═══ Dataset excerpts

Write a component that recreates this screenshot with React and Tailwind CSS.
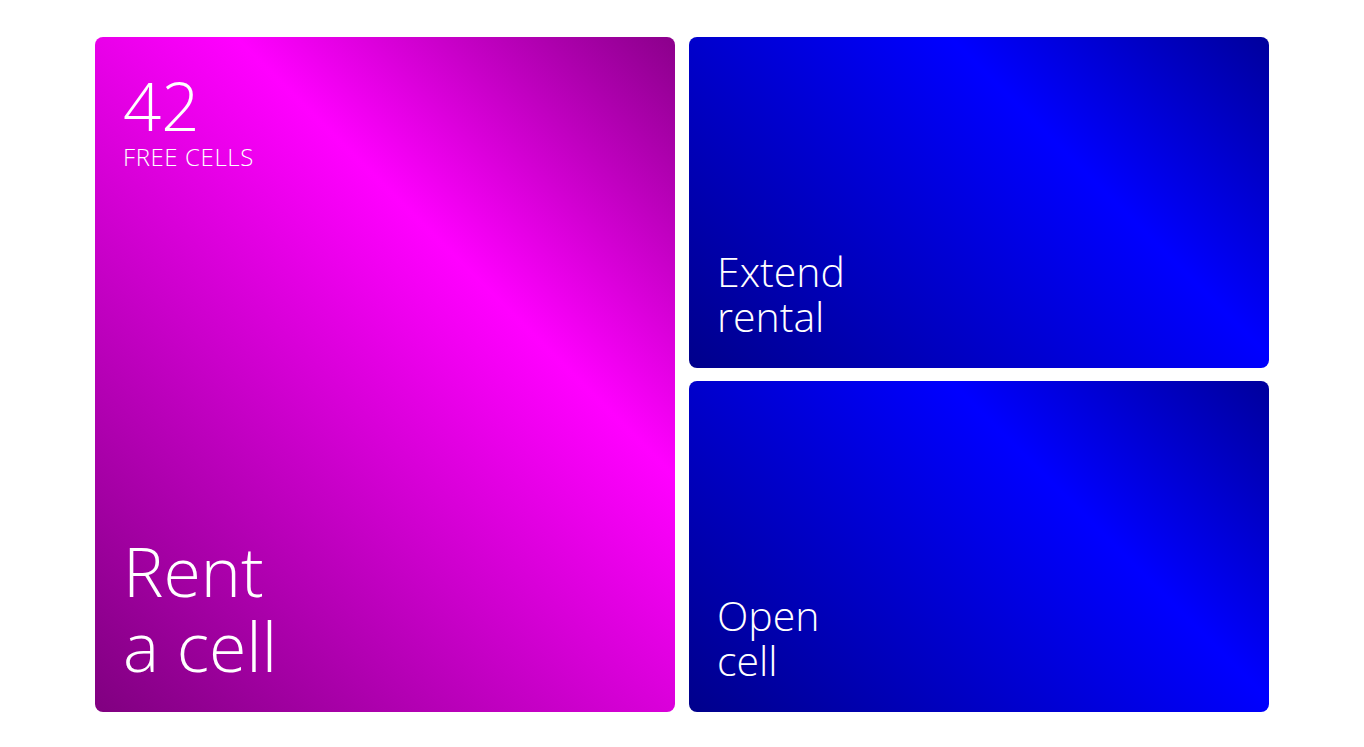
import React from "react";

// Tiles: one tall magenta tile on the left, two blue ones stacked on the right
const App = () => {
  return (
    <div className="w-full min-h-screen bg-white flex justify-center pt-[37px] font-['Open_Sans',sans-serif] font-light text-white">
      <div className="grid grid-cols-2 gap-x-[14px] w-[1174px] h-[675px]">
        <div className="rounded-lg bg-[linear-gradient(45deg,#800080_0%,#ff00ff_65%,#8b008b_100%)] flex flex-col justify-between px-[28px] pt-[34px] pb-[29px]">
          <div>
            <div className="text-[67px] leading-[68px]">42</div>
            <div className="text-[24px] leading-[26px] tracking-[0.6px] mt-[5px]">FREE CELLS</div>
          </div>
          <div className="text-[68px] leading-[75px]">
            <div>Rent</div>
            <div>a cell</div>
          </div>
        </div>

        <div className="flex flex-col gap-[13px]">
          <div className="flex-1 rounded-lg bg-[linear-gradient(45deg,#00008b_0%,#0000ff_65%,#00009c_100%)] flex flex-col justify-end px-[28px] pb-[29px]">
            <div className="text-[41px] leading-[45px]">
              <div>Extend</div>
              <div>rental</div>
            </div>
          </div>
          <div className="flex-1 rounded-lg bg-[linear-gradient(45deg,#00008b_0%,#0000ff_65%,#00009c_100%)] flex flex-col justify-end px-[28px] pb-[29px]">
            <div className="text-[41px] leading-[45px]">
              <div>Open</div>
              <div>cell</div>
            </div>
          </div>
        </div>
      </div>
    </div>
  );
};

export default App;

══════
═══ Dataset excerpts

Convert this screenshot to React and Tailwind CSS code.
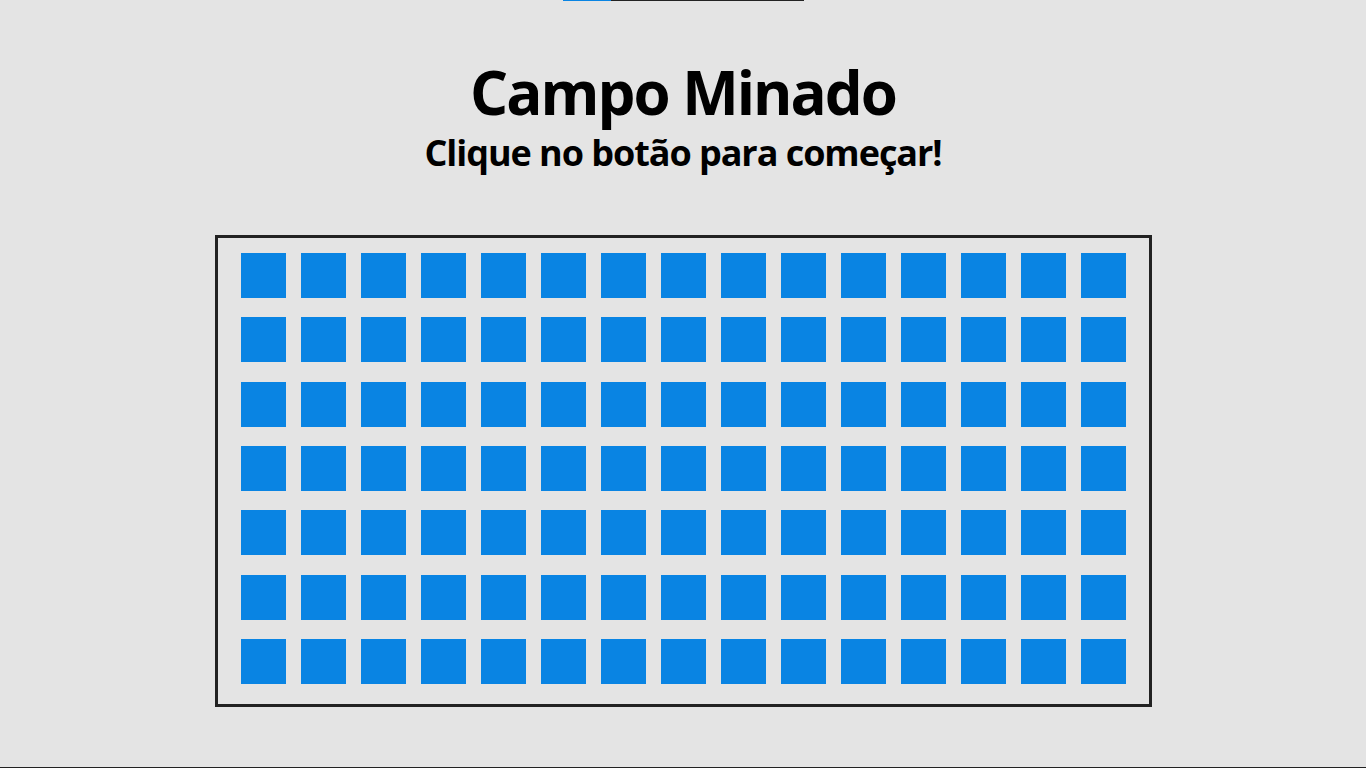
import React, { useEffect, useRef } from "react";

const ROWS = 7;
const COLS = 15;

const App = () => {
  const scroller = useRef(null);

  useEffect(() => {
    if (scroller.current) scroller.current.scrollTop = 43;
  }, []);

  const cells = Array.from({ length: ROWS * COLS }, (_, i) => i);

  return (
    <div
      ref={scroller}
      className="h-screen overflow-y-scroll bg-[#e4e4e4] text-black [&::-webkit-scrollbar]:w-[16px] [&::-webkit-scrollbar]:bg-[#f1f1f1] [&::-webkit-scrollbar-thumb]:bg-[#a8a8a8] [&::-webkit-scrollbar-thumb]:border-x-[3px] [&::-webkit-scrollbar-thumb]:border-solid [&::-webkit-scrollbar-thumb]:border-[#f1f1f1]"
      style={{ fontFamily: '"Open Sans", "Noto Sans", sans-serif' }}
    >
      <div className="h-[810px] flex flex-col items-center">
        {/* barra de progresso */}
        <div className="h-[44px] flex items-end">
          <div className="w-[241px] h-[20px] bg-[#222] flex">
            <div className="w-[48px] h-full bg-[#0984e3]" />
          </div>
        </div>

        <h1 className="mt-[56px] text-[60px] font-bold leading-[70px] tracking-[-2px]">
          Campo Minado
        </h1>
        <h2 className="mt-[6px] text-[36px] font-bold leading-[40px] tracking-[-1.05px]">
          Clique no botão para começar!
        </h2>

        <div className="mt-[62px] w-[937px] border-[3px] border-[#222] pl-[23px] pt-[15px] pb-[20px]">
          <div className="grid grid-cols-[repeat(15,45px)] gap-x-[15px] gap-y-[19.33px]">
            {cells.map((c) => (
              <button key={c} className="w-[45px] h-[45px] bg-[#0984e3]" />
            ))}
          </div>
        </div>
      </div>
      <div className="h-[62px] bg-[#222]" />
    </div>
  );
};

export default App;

══════
═══ Dataset excerpts

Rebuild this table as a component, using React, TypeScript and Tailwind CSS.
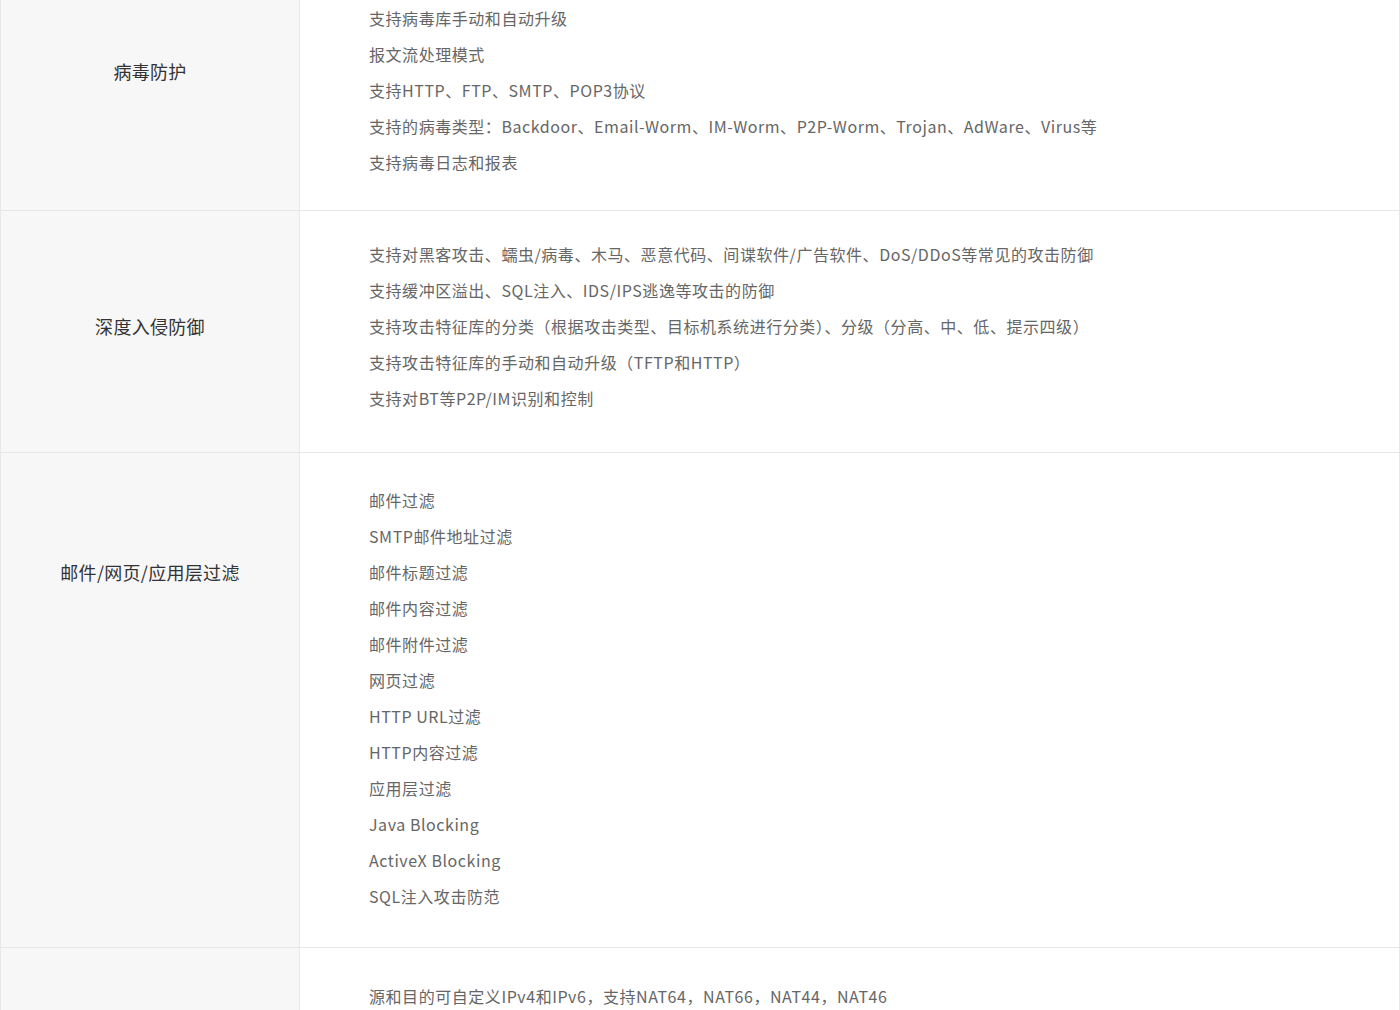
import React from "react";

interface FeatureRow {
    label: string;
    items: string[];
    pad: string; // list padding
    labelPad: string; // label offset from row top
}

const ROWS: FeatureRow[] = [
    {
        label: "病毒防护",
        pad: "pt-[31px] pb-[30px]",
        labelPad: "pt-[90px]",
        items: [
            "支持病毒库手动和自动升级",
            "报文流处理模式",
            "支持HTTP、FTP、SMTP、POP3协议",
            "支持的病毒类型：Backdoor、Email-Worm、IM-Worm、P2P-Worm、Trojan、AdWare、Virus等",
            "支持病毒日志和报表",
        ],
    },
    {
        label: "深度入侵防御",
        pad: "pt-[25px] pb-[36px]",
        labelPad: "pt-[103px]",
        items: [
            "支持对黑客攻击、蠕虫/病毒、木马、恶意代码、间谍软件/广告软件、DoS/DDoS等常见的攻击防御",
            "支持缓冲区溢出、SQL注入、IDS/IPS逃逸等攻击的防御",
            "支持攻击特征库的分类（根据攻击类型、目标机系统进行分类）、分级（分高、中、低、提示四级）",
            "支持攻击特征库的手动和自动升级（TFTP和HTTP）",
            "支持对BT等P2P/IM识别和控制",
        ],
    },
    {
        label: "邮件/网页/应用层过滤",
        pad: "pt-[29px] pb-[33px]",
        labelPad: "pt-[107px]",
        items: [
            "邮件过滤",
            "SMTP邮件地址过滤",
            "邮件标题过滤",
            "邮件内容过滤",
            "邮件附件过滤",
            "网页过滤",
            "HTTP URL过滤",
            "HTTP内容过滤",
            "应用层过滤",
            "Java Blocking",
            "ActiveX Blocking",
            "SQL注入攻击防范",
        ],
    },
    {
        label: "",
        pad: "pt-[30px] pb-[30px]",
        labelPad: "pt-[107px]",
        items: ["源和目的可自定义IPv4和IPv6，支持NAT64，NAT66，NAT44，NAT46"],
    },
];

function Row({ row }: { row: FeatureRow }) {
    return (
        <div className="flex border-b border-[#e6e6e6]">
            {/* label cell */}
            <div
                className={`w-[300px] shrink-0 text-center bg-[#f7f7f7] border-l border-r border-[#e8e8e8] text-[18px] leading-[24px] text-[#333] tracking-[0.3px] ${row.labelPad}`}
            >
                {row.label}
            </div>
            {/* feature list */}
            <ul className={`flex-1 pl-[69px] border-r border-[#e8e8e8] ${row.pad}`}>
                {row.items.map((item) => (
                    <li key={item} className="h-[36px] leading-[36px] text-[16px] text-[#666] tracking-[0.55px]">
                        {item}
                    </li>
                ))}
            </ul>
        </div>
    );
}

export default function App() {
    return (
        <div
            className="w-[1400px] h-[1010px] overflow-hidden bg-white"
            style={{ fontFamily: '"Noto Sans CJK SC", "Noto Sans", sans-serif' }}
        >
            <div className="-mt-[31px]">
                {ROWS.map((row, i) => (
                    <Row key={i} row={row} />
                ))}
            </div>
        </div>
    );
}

══════

### Exercise
Word for word, restate the lines beginning with the one that has "Convert this screenshot" and ending with the one that has "length: ROWS *". Keep both ends and skip any pictures.

### Correct response
Convert this screenshot to React and Tailwind CSS code.
import React, { useEffect, useRef } from "react";

const ROWS = 7;
const COLS = 15;

const App = () => {
  const scroller = useRef(null);

  useEffect(() => {
    if (scroller.current) scroller.current.scrollTop = 43;
  }, []);

  const cells = Array.from({ length: ROWS * COLS }, (_, i) => i);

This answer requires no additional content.